By burying the exhibition hall, :mlzd killed two birds with one stone. On one hand, the architects integrated the large volume needed for the museum into a limited space without violating the scale of the setting. On the other, they met the demands of creating an exhibition space that could function as a black box free of natural light.
Moreover, the roof of the submerged exhibition hall provides a public plaza that spans both the old museum and the new monolithic structure.
The massive concrete walls of the new wing give the south, east, and west elevations a fortified appearance in keeping with the older museum. On the north elevation, a flat, fully glazed curtain wall helps frame the public plaza and spectacularly reflect its surroundings.
The structural engineers had to underpin the old building and secure the excavated pit for the new exhibition hall by tying back reinforced concrete walls to anchors in the ground. In addition, the architects and engineers spanned the hall with a prestressed, ribbed concrete ceiling, allowing it to be column-free for flexibility of installations.

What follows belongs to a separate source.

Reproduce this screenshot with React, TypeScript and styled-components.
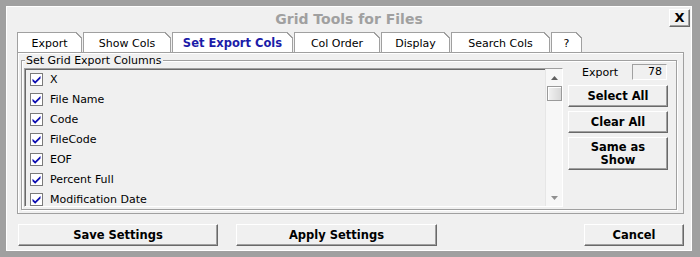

For the office block, the team developed a complex load-bearing structure consisting of one-story cast-in-place concrete columns on the north side and a monolithic structure of 14-inch-thick concrete walls on the other three sides.
Commentary
In splitting the structure into exhibition hall and office building, :mlzd reinterpreted the typologies of the podium and the tower. Evoking the image of a rock, the polygonal block acts as a visible landmark while relating visually to the mountains (Eiger, Mönch, Jungfrau) in the background and the Lambert-designed museum in front. By adding greenish-white cement pigment to the concrete, the architects harmonized the color of the facades with the sandstone masonry of the existing museum building.
In creating six facades on the south, east, and west elevations — three of which are inclined by 96.66, 82.69, and 80.11 degrees — :mlzd alluded to the articulation of the older museum’s facades. The texture of the walls of the new structure echoes the roughly finished stones that accentuate the corners and arched windows of the original building.
By photographing them and then enlarging them as pixels, the architects designed recesses and perforations for the concrete walls that optically soften the surfaces. Some of these perforations turn out to be window openings.
The fully glazed curtain wall wrapping the north elevation seems to reveal the cut surface of the massive rock as if it were a gemstone. On sunny days, it reflects the museum facade opposite, and from a point of view parallel to the glass panels, it even completes the older building’s design by turning it into a symmetrical composition.
In this manner, the glossy facade acts as a referential backdrop that sometimes turns out to be a literal one, for the plaza is planned to be used as a stage for medieval performances. The architects have succeeded in creating an extension that both responds to the late 19th-century museum and competes with it — simply because it does not cozy up to the original.
Rahel Hartmann Schweizer is an art and architecture historian, and an editor of TEC 21 magazine.